On December 22, 2017, the US Congress enacted the Tax Act, which made significant changes to US federal income tax law, including a reduction in the federal corporate tax rate to 21% effective January 1, 2018. Under US GAAP, we are required to recognize the effect of a rate change on deferred tax assets and liabilities in the period in which the tax rate change is enacted. Therefore, the rate change enacted by the Tax Reform Legislation resulted in the recognition of a deferred tax benefit of $32.8 million at December 31, 2017.

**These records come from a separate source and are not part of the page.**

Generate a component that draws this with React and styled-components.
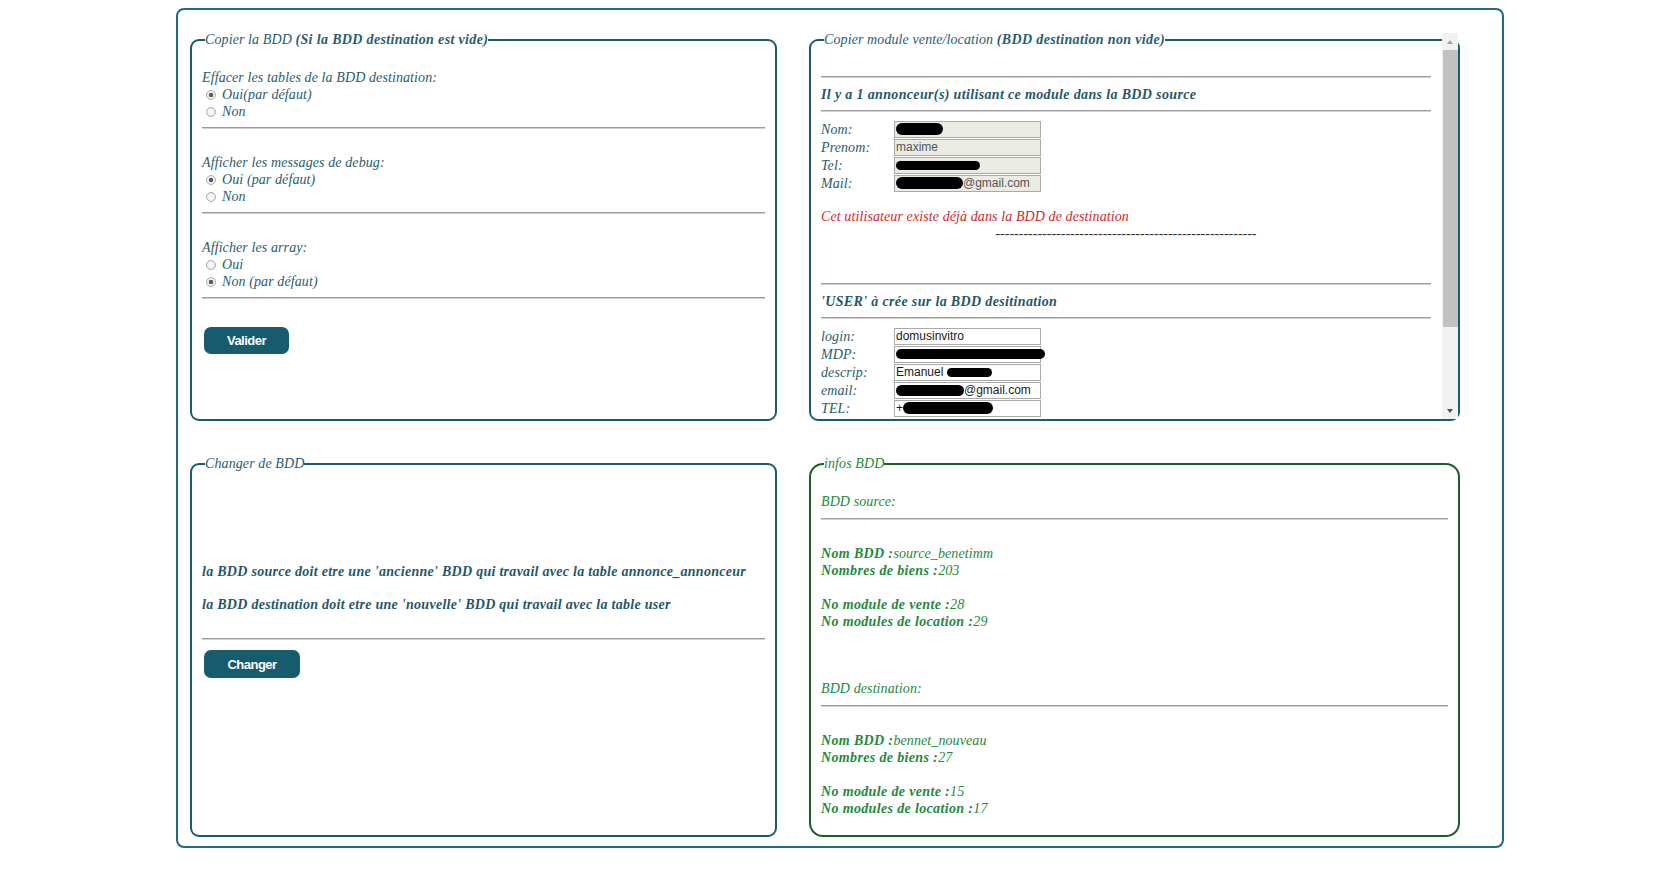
import styled, { createGlobalStyle } from "styled-components";

const GlobalStyle = createGlobalStyle`
  body {
    margin: 8px;
    background: #fff;
    font-family: "Liberation Serif", "Times New Roman", serif;
  }
`;

const Page = styled.div`
  box-sizing: border-box;
  width: 1328px;
  height: 840px;
  margin: 0 auto;
  padding: 22px 0 0 12px;
  border: 2px solid #1f6b7a;
  border-radius: 8px;
  display: grid;
  grid-template-columns: 587px 651px;
  grid-template-rows: 389px 381px;
  column-gap: 32px;
  row-gap: 35px;
`;

const Panel = styled.fieldset`
  box-sizing: border-box;
  min-width: 0;
  margin: 0;
  padding: ${(p) => (p.$flush ? "0 0 0 10px" : "21px 10px 0")};
  border: 2px solid ${(p) => (p.$green ? "#1c5e2a" : "#175d6e")};
  border-radius: ${(p) => (p.$green ? "14px" : "9px")};
  color: ${(p) => (p.$green ? "#22893c" : "#2a5d6b")};
  font: italic 14px/17px "Liberation Serif", "Times New Roman", serif;
  letter-spacing: 0.1px;

  b {
    font-weight: bold;
    letter-spacing: 0.35px;
  }
`;

const Legend = styled.legend`
  margin-left: 3px;
  padding: 0;
  line-height: 16px;
`;

/* scrolled box of the "Copier module" panel, with its classic scrollbar */
const Viewport = styled.div`
  display: flex;
  height: 386px;
  margin: -15px 0 0 -10px;
`;

const ScrollContent = styled.div`
  flex: 1;
  min-width: 0;
  overflow: hidden;
  padding: 0 11px 0 10px;
`;

const ScrollTrack = styled.div`
  flex: none;
  width: 16px;
  display: flex;
  flex-direction: column;
  background: #f1f1f1;
`;

const ScrollArrow = styled.div`
  flex: none;
  height: 17px;
  display: flex;
  align-items: center;
  justify-content: center;

  &::before {
    content: "";
    border-left: 3.5px solid transparent;
    border-right: 3.5px solid transparent;
    ${(p) =>
      p.$down
        ? "border-top: 4px solid #505050;"
        : "border-bottom: 4px solid #a3a3a3;"}
  }
`;

const ScrollThumb = styled.div`
  flex: none;
  height: 277px;
  margin-left: 1px;
  background: #c1c1c1;
`;

const ScrollGap = styled.div`
  flex: 1;
`;

const Rule = styled.hr`
  height: 0;
  margin: ${(p) => p.$top ?? 7}px 0 ${(p) => p.$bottom ?? 8}px;
  border: 0;
  border-top: 1px solid #9b9b9b;
  border-bottom: 1px solid #d2d2d2;
`;

const Line = styled.div`
  margin-top: ${(p) => p.$top ?? 0}px;
  line-height: 17px;
  white-space: nowrap;
`;

const Heading = styled(Line)`
  font-weight: bold;
  letter-spacing: 0.35px;
  color: #1f5767;
`;

const Note = styled(Heading)`
  letter-spacing: 0.28px;
`;

const Alert = styled(Line)`
  color: #d0282b;
`;

const Dashes = styled(Line)`
  text-align: center;
  font-style: normal;
  letter-spacing: 0;
  color: #333;
`;

const Choice = styled.label`
  display: flex;
  align-items: center;
  height: 17px;
`;

const Radio = styled.input.attrs({ type: "radio" })`
  appearance: none;
  box-sizing: border-box;
  width: 10px;
  height: 10px;
  margin: 0 6px 0 4px;
  border: 1px solid #adadad;
  border-radius: 50%;
  background: radial-gradient(circle, #fdfdfd 0, #e4e4e4 100%);

  &:checked {
    background: radial-gradient(circle, #5c5c5c 0 2px, #f4f4f4 2.6px, #e4e4e4 100%);
  }
`;

const Button = styled.button`
  display: block;
  width: ${(p) => p.$w}px;
  height: ${(p) => p.$h}px;
  margin: ${(p) => p.$top ?? 0}px 0 0 2px;
  padding: 0;
  border: none;
  border-radius: 7px;
  background: #175b6f;
  color: #fff;
  font: bold 13px "Liberation Sans", Arial, sans-serif;
  letter-spacing: -0.5px;
  cursor: pointer;
`;

const FieldGrid = styled.div`
  display: grid;
  grid-template-columns: 73px 147px;
  grid-auto-rows: 18px;
  align-items: center;
`;

const Field = styled.div`
  box-sizing: border-box;
  height: 17px;
  padding: 0 1px;
  display: flex;
  align-items: center;
  border: 1px solid #a9a9a9;
  background: ${(p) => (p.$disabled ? "#ebebe4" : "#fff")};
  color: ${(p) => (p.$disabled ? "#545454" : "#1a1a1a")};
  font: normal 12px/15px "Liberation Sans", Arial, sans-serif;
  letter-spacing: 0;
  white-space: pre;
`;

const Blot = styled.span`
  flex: none;
  display: inline-block;
  width: ${(p) => p.$w}px;
  height: ${(p) => p.$h}px;
  border-radius: 999px;
  background: #000;
`;

const options = [
  { title: "Effacer les tables de la BDD destination:", name: "effacer", choices: ["Oui(par défaut)", "Non"], checked: 0 },
  { title: "Afficher les messages de debug:", name: "debug", choices: ["Oui (par défaut)", "Non"], checked: 0 },
  { title: "Afficher les array:", name: "array", choices: ["Oui", "Non (par défaut)"], checked: 1 },
];

const sourceFields = [
  { label: "Nom:", blot: [47, 12] },
  { label: "Prenom:", text: "maxime" },
  { label: "Tel:", blot: [84, 9] },
  { label: "Mail:", blot: [67, 12], text: "@gmail.com" },
];

const destFields = [
  { label: "login:", text: "domusinvitro" },
  { label: "MDP:", blot: [149, 10] },
  { label: "descrip:", text: "Emanuel ", blot: [45, 9], blotAfter: true },
  { label: "email:", blot: [68, 11], text: "@gmail.com" },
  { label: "TEL:", text: "+", blot: [90, 12], blotAfter: true },
];

const Fields = ({ rows, disabled }) => (
  <FieldGrid>
    {rows.map((r) => [
      <span key={r.label}>{r.label}</span>,
      <Field key={r.label + "-field"} $disabled={disabled}>
        {r.blot && !r.blotAfter && <Blot $w={r.blot[0]} $h={r.blot[1]} />}
        {r.text}
        {r.blot && r.blotAfter && <Blot $w={r.blot[0]} $h={r.blot[1]} />}
      </Field>,
    ])}
  </FieldGrid>
);

const App = () => {
  return (
    <>
      <GlobalStyle />
      <Page>
        <Panel>
          <Legend>
            Copier la BDD <b>(Si la BDD destination est vide)</b>
          </Legend>
          {options.map((o) => (
            <div key={o.name}>
              <Line>{o.title}</Line>
              {o.choices.map((c, i) => (
                <Choice key={c}>
                  <Radio name={o.name} defaultChecked={i === o.checked} />
                  {c}
                </Choice>
              ))}
              <Rule $top={7} $bottom={25} />
            </div>
          ))}
          <Button $w={85} $h={27} $top={28}>
            Valider
          </Button>
        </Panel>

        <Panel $flush>
          <Legend>
            Copier module vente/location <b>(BDD destination non vide)</b>
          </Legend>
          <Viewport>
            <ScrollContent>
              <Rule $top={43} />
              <Heading>Il y a 1 annonceur(s) utilisant ce module dans la BDD source</Heading>
              <Rule />
              <Fields rows={sourceFields} disabled />
              <Alert $top={16}>Cet utilisateur existe déjà dans la BDD de destination</Alert>
              <Dashes>{"-".repeat(56)}</Dashes>
              <Rule $top={41} />
              <Heading>'USER' à crée sur la BDD desitination</Heading>
              <Rule />
              <Fields rows={destFields} />
            </ScrollContent>
            <ScrollTrack>
              <ScrollArrow />
              <ScrollThumb />
              <ScrollGap />
              <ScrollArrow $down />
            </ScrollTrack>
          </Viewport>
        </Panel>

        <Panel>
          <Legend>Changer de BDD</Legend>
          <Note $top={70}>
            la BDD source doit etre une 'ancienne' BDD qui travail avec la table annonce_annonceur
          </Note>
          <Note $top={16}>
            la BDD destination doit etre une 'nouvelle' BDD qui travail avec la table user
          </Note>
          <Rule $top={25} $bottom={10} />
          <Button $w={96} $h={28}>
            Changer
          </Button>
        </Panel>

        <Panel $green>
          <Legend>infos BDD</Legend>
          <Line>BDD source:</Line>
          <Rule $top={8} $bottom={25} />
          <Line><b>Nom BDD :</b>source_benetimm</Line>
          <Line><b>Nombres de biens :</b>203</Line>
          <Line $top={17}><b>No module de vente :</b>28</Line>
          <Line><b>No modules de location :</b>29</Line>
          <Line $top={50}>BDD destination:</Line>
          <Rule $top={8} $bottom={25} />
          <Line><b>Nom BDD :</b>bennet_nouveau</Line>
          <Line><b>Nombres de biens :</b>27</Line>
          <Line $top={17}><b>No module de vente :</b>15</Line>
          <Line><b>No modules de location :</b>17</Line>
        </Panel>
      </Page>
    </>
  );
};

export default App;
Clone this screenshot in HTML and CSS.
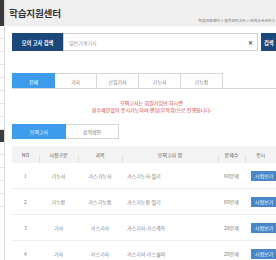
FILE: index.html
```html
<!DOCTYPE html>
<html lang="ko">
<head>
<meta charset="utf-8">
<link rel="stylesheet" href="styles.css">
</head>
<body>
<div class="page">
  <aside class="side">
    <div class="side-top"></div>
    <div class="side-item"></div>
    <div class="side-item"></div>
    <div class="side-item"></div>
    <div class="side-item"></div>
    <div class="side-item"></div>
    <div class="side-item"></div>
    <div class="side-item"></div>
    <div class="side-item"></div>
    <div class="side-dark"></div>
    <div class="side-item"></div>
    <div class="side-item"></div>
    <div class="side-item"></div>
    <div class="side-item"></div>
    <div class="side-item"></div>
  </aside>
  <main class="main">
    <header class="head">
      <h1 class="title">학습지원센터</h1>
      <div class="crumb">학습지원센터 &gt; 실전모의고사 &gt; 모의고사서비스</div>
    </header>
    <div class="content">
      <div class="search">
        <div class="search-label">모의 고사 검색</div>
        <div class="search-input">
          <span class="ph">일반기계기사</span>
          <span class="clear">✕</span>
        </div>
        <div class="search-btn">검색</div>
      </div>

      <div class="tabs">
        <div class="tab on">전체</div>
        <div class="tab">기사</div>
        <div class="tab">산업기사</div>
        <div class="tab">기능사</div>
        <div class="tab">기능장</div>
      </div>

      <p class="notice">모의고사는 회원가입만 하시면<br>횟수제한없이 응시가능하며 랜덤(무작위)으로 진행됩니다.</p>

      <div class="tabs2">
        <div class="tab2 on">모의고사</div>
        <div class="tab2">성적확인</div>
      </div>

      <div class="table">
        <div class="tr th">
          <div class="c no">NO</div>
          <div class="c kind">시험구분</div>
          <div class="c subj">과목</div>
          <div class="c name center">모의고사 명</div>
          <div class="c cnt">문제수</div>
          <div class="c act">응시</div>
        </div>
        <div class="tr">
          <div class="c no">1</div>
          <div class="c kind">기능사</div>
          <div class="c subj">가스기능사</div>
          <div class="c name">가스기능사·필기</div>
          <div class="c cnt">60문제</div>
          <div class="c act"><span class="btn">시험보기</span></div>
        </div>
        <div class="tr">
          <div class="c no">2</div>
          <div class="c kind">기능장</div>
          <div class="c subj">가스기능장</div>
          <div class="c name">가스기능장·필기</div>
          <div class="c cnt">60문제</div>
          <div class="c act"><span class="btn">시험보기</span></div>
        </div>
        <div class="tr">
          <div class="c no">3</div>
          <div class="c kind">기사</div>
          <div class="c subj">가스기사</div>
          <div class="c name">가스기사·가스계측</div>
          <div class="c cnt">20문제</div>
          <div class="c act"><span class="btn">시험보기</span></div>
        </div>
        <div class="tr">
          <div class="c no">4</div>
          <div class="c kind">기사</div>
          <div class="c subj">가스기사</div>
          <div class="c name">가스기사·가스설비</div>
          <div class="c cnt">20문제</div>
          <div class="c act"><span class="btn">시험보기</span></div>
        </div>
      </div>
    </div>
  </main>
</div>
</body>
</html>
```

FILE: styles.css
```css
* { box-sizing: border-box; margin: 0; padding: 0; }
html, body { width: 276px; height: 260px; overflow: hidden; background: #fff; }
body {
  font-family: "Noto Sans CJK KR", "Noto Sans", sans-serif;
  color: #555;
  font-size: 5px;
}
.page { display: flex; width: 276px; height: 260px; }

.side {
  width: 5px;
  flex: none;
  border-right: 1px solid #d8d8d8;
  display: flex;
  flex-direction: column;
}
.side-top { height: 26px; background: #3b3b3b; }
.side-item { height: 13px; border-bottom: 1px solid #e4e4e4; }
.side-dark { height: 12px; background: #3b3b3b; }

.main { flex: 1; min-width: 0; }

.head {
  height: 26px;
  background: #efefef;
  position: relative;
  display: flex;
  align-items: center;
  padding-left: 4px;
}
.title {
  font-size: 9.6px;
  font-weight: 700;
  color: #333;
  letter-spacing: -0.2px;
  margin-top: -1px;
}
.crumb {
  position: absolute;
  right: 1px;
  top: 17px;
  font-size: 3.9px;
  color: #666;
  white-space: nowrap;
}

.content { padding: 7px 0 0 7px; }

.search { display: flex; height: 18px; }
.search-label {
  width: 51px;
  flex: none;
  background: #1c477b;
  color: #fff;
  font-size: 5.2px;
  font-weight: 700;
  display: flex;
  align-items: center;
  justify-content: center;
}
.search-input {
  width: 195px;
  flex: none;
  border: 1px solid #cfcfcf;
  display: flex;
  align-items: center;
  justify-content: space-between;
  padding: 0 4px 0 5px;
}
.ph { color: #999; font-size: 5px; }
.clear { color: #555; font-size: 6px; font-weight: 700; }
.search-btn {
  margin-left: 3px;
  width: 20px;
  flex: none;
  background: #1c477b;
  color: #fff;
  font-size: 5.2px;
  font-weight: 700;
  display: flex;
  align-items: center;
  padding-left: 3px;
}

.tabs {
  margin-top: 22px;
  display: flex;
  height: 16px;
  border-bottom: 1px solid #d6d6d6;
}
.tab {
  width: 42px;
  border: 1px solid #d6d6d6;
  border-left: none;
  border-bottom: none;
  display: flex;
  align-items: center;
  justify-content: center;
  font-size: 5px;
  color: #777;
}
.tab:first-child { border-left: 1px solid #d6d6d6; width: 43px; }
.tab.on { background: #3d9beb; color: #fff; border-color: #3d9beb; }

.notice {
  margin-top: 10px;
  text-align: center;
  color: #d6383a;
  font-size: 5px;
  line-height: 7px;
  padding-left: 15px;
}

.tabs2 { margin-top: 11px; display: flex; height: 15px; }
.tab2 {
  width: 54px;
  border: 1px solid #d6d6d6;
  display: flex;
  align-items: center;
  justify-content: center;
  font-size: 5px;
  color: #777;
}
.tab2 + .tab2 { border-left: none; width: 53px; }
.tab2.on { background: #3d9beb; color: #fff; border-color: #3d9beb; }

.table { margin-top: 7px; }
.tr {
  display: flex;
  height: 26px;
  border-bottom: 1px solid #ececec;
  align-items: center;
}
.tr.th {
  height: 17px;
  background: #f3f3f3;
  border-bottom: none;
}
.c { text-align: center; white-space: nowrap; font-size: 5px; color: #7a7a7a; }
.th .c { color: #555; position: relative; }
.th .c + .c::before {
  content: "";
  position: absolute;
  left: 0;
  top: 5px;
  height: 7px;
  border-left: 1px solid #dedede;
}
.no { width: 27px; }
.kind { width: 39px; }
.subj { width: 44px; }
.name { width: 96px; text-align: left; padding-left: 5px; }
.name.center { text-align: center; padding-left: 0; }
.cnt { width: 27px; }
.act { width: 31px; text-align: left; padding-left: 6px; }
.th .act { text-align: center; padding-left: 0; }
.btn {
  display: inline-block;
  width: 26px;
  height: 10px;
  line-height: 10px;
  background: #4a87c9;
  color: #fff;
  text-align: center;
  font-size: 5px;
}
```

On December 22, 2017, the SEC issued Staff Accounting Bulletin (“SAB 118”), which provides guidance on accounting for tax effects of the Tax Act. SAB 118 provides a measurement period that should not extend beyond one year from the Tax Act enactment date for companies to complete the accounting under ASC 740. In accordance with SAB 118, a company must reflect the income tax effects of those aspects of the Tax Act for which the accounting under ASC 740 is complete. To the extent that a company’s accounting for certain income tax effects of the Tax Act is incomplete but it is able to determine a reasonable estimate, it must record a provisional estimate to be included in the financial statements. If a company cannot determine a provisional estimate to be included in the financial statements, it should continue to apply ASC 740 on the basis of the provision of the tax laws that were in effect immediately before the enactment of the Tax Act. Management has evaluated the relevant provisions of the Tax Act to the Company and accounted for the impacts on a provisional basis in the financial statements as of December 31, 2017.  The provisional amount is subject to change based on how states conform to the Tax Act, as that information is not readily available for many states at this time.  Any revisions to the estimated impacts of the Tax Act will be recorded quarterly until the computations are complete, which is expected to be no later than the fourth quarter of 2018.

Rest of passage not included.